When Abram failed Sarah in Egypt, the Lord came to her aid. Years later, He would bring plagues on Egypt to deliver perhaps two million Jews; on this occasion He brought plagues upon them to rescue one woman.

But Woman was not the only name given to God’s fair creation. We read that God “called their name Adam, in the day that they were created” (Gen. 5:2). The word adam or adom is linked with several ideas. It is used for the color red and for the earth or dust from which man was made. The names of Esau and Edom find their roots in Adam. Of course we all find our roots in Adam. As Paul writes: “The first man is of the earth, earthy: the second man is the Lord from heaven…and as we have borne the image of the earthy, we shall also bear the image of the heavenly” (1 Cor. 15:47, 49). The first man and woman shared a common name because they shared a common nature, as do we all.

This name of hers emphasized her unity of life with all the race that would come after her. There would be one happy exception. Called “the seed of the woman,” He would partake of our humanity without being tainted by our sin. As Kinsman, His genealogy would stretch back to Adam (Lk. 3:38) but as Redeemer, He would be virgin born. In this special conception and birth would be found the fullest expression of the truth: “She shall be saved in childbearing” (1 Tim. 2:15).

Woman’s third name was given to her by her husband after the Fall. It is a name rich with promise, emphasizing the continuity of life. By an act of faith he called her Chavah, or Eve, because, said Adam, “she was the mother of all living” (Gen. 3:20). But was she not the mother of the dying? God had just pronounced the curse, concluding with the words, “dust thou art, and unto dust thou shalt return.” Yet Adam saw in his wife a hope undiminished by the seemingly impossible plight of the human race.

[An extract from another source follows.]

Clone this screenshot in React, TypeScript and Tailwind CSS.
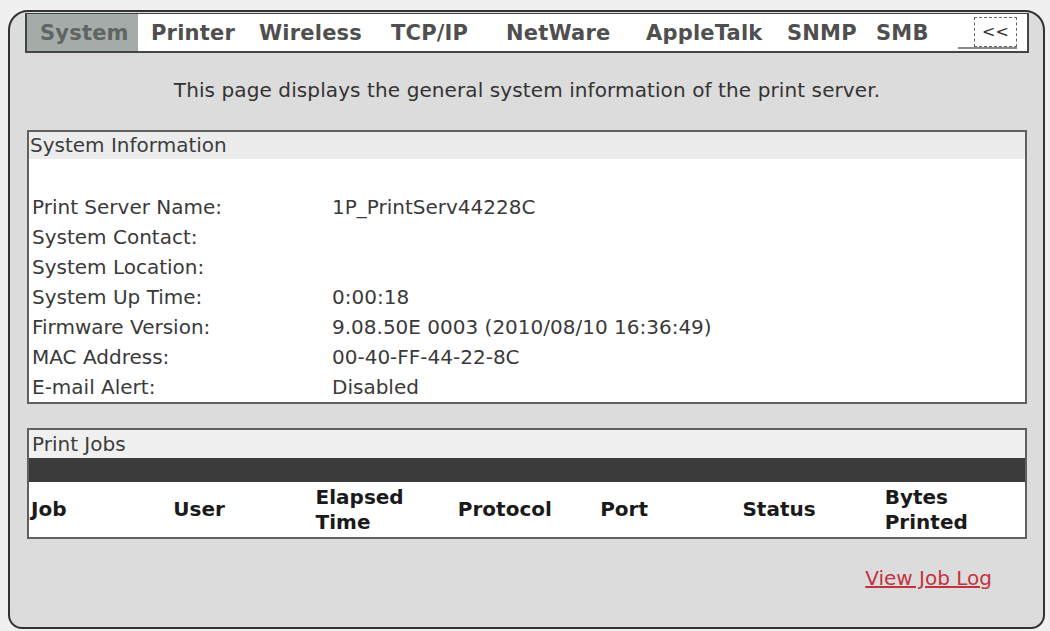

This optimism is not unfounded. Our God is not the God of the dead but of the living. And down history’s long corridor from then until now you will find the fragrant memories of a multitude of women whom the Lord has used to bring hope in the midst of despair, revival in the face of failure, joy to sweeten sorrow, and resolute confidence in God when the men are sinking under the load. Salute these intrepid women of faith as they pass before your gaze: the daughters of Zelophehad, Achsah, Hannah, Abigail, Rizpah, Huldah, Ruth, Esther, the women who loved Jesus (discussed in this issue), and on to Anne of Austria, Mary Slessor, Amy Carmichael and thousands more. I know a little about such women. I’ve lived with one for 28 years.